Beaucoup de Junior-Entrepreneurs ne mesurent pas immédiatement ce qu’ils acquièrent : gestion, négociation, leadership, adaptation. Pour eux, « faire la Junior » reste souvent un simple engagement étudiant. En réalité, c’est une première expérience de management et de responsabilité, vécue dans un environnement sécurisé. Les établissements valorisent désormais la participation à une Junior-Entreprise (locaux alloués, temps...). Cette reconnaissance progressive inscrit le Mouvement dans une dynamique plus large : celle d’une pédagogie par le faire, complémentaire à la pédagogie du cours. Valoriser, ici, ne veut pas dire récompenser ; cela signifie rendre lisible ce qui se joue dans l’action : l’apprentissage du collectif, la confrontation à la contrainte, la prise de décision.

Un impact concret sur l’insertion

Les données recueillies auprès des alumni du Mouvement montrent que l’expérience Junior-Entreprise reste une référence forte sur un CV. Les recruteurs évoquent la maturité, la capacité d’adaptation et la compréhension du monde économique de ces jeunes. Ces constats rejoignent ceux des études Universum : les étudiants ayant connu des projets concrets se sentent plus légitimes pour parler métier et plus confiants dans leur employabilité immédiate. Autrement dit, le modèle agit moins comme un accélérateur de carrière que comme un révélateur de compétences.
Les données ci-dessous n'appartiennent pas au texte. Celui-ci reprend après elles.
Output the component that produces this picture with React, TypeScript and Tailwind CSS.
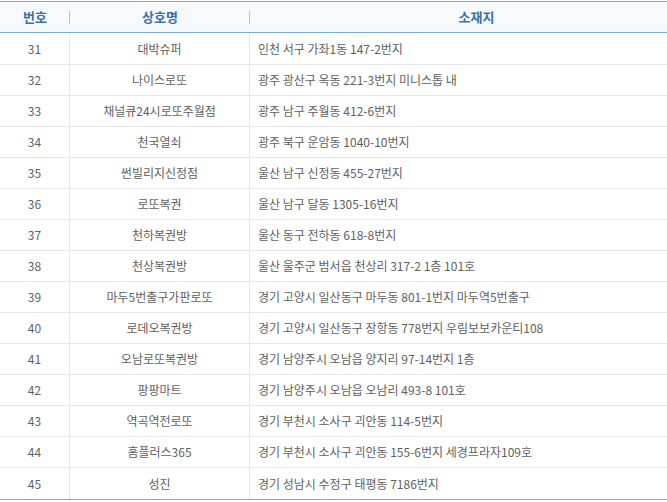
const rows: [string, string, string][] = [
  ['31', '대박슈퍼', '인천 서구 가좌1동 147-2번지'],
  ['32', '나이스로또', '광주 광산구 옥동 221-3번지 미니스톱 내'],
  ['33', '채널큐24시로또주월점', '광주 남구 주월동 412-6번지'],
  ['34', '천국열쇠', '광주 북구 운암동 1040-10번지'],
  ['35', '썬빌리지신정점', '울산 남구 신정동 455-27번지'],
  ['36', '로또복권', '울산 남구 달동 1305-16번지'],
  ['37', '천하복권방', '울산 동구 전하동 618-8번지'],
  ['38', '천상복권방', '울산 울주군 범서읍 천상리 317-2 1층 101호'],
  ['39', '마두5번출구가판로또', '경기 고양시 일산동구 마두동 801-1번지 마두역5번출구'],
  ['40', '로데오복권방', '경기 고양시 일산동구 장항동 778번지 우림보보카운티108'],
  ['41', '오남로또복권방', '경기 남양주시 오남읍 양지리 97-14번지 1층'],
  ['42', '팡팡마트', '경기 남양주시 오남읍 오남리 493-8 101호'],
  ['43', '역곡역전로또', '경기 부천시 소사구 괴안동 114-5번지'],
  ['44', '홈플러스365', '경기 부천시 소사구 괴안동 155-6번지 세경프라자109호'],
  ['45', '성진', '경기 성남시 수정구 태평동 7186번지'],
];

export default function App() {
  return (
    <div className="w-[667px] h-[502px] overflow-hidden bg-white pt-px font-['Noto_Sans_CJK_KR','Noto_Sans',sans-serif]">
      <div className="border-t border-b border-[#7eaad8]">
        {/* Header */}
        <div className="flex h-[31px] items-center border-b border-[#7eaad8] bg-[#f6fafd] text-[13px] font-bold text-[#3b70a8]">
          <div className="relative flex h-full w-[70px] items-center justify-center">
            번호
            <span className="absolute right-0 top-[9px] h-[13px] w-px bg-[#a8c6e2]" />
          </div>
          <div className="relative flex h-full w-[180px] items-center justify-center">
            상호명
            <span className="absolute right-0 top-[9px] h-[13px] w-px bg-[#a8c6e2]" />
          </div>
          <div className="flex h-full flex-1 items-center justify-center pl-9">소재지</div>
        </div>

        {/* Body */}
        <div className="pt-px text-[12px] text-[#5f5f5f]">
          {rows.map(([no, name, addr], i) => (
            <div
              key={no}
              className={`flex h-[31px] ${i < rows.length - 1 ? 'border-b border-[#e6e6e6]' : 'h-[30px]'}`}
            >
              <div className="flex w-[70px] items-center justify-center border-r border-[#e6e6e6]">{no}</div>
              <div className="flex w-[180px] items-center justify-center border-r border-[#e6e6e6]">{name}</div>
              <div className="flex flex-1 items-center whitespace-nowrap pl-2">{addr}</div>
            </div>
          ))}
        </div>
      </div>
    </div>
  );
}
Une pédagogie du réel au service des établissements

Pour les écoles et universités, les Junior-Entreprises constituent un outil unique : elles introduisent le monde économique dans la formation sans en perdre le contrôle. Ce sont des laboratoires grandeur nature, capables d’expérimenter, de tester des approches, de confronter les savoirs à la pratique, tout en respectant les exigences académiques et juridiques. Leur longévité, plus de cinquante ans d’existence, tient à cet équilibre : gouvernance étudiante, accompagnement national, exigence de qualité. Elles démontrent qu’on peut responsabiliser les étudiants sans les livrer à eux-mêmes, professionnaliser sans marchandiser, apprendre sans dénaturer.

 

A propos de la Confédération Nationale des Junior Entreprises

Former, accompagner, valoriser : ces trois verbes résument la philosophie du Mouvement. Reconnaître la valeur formative de l’engagement étudiant, c’est élargir notre conception même de l’enseignement supérieur : ne plus séparer la théorie et l’action, mais les relier dans une pédagogie complète. Depuis plus de cinquante ans, la CNJE en fait la démonstration quotidienne : lorsqu’on donne du réel aux étudiants, on leur donne aussi confiance, et c’est peut-être là la première compétence professionnelle.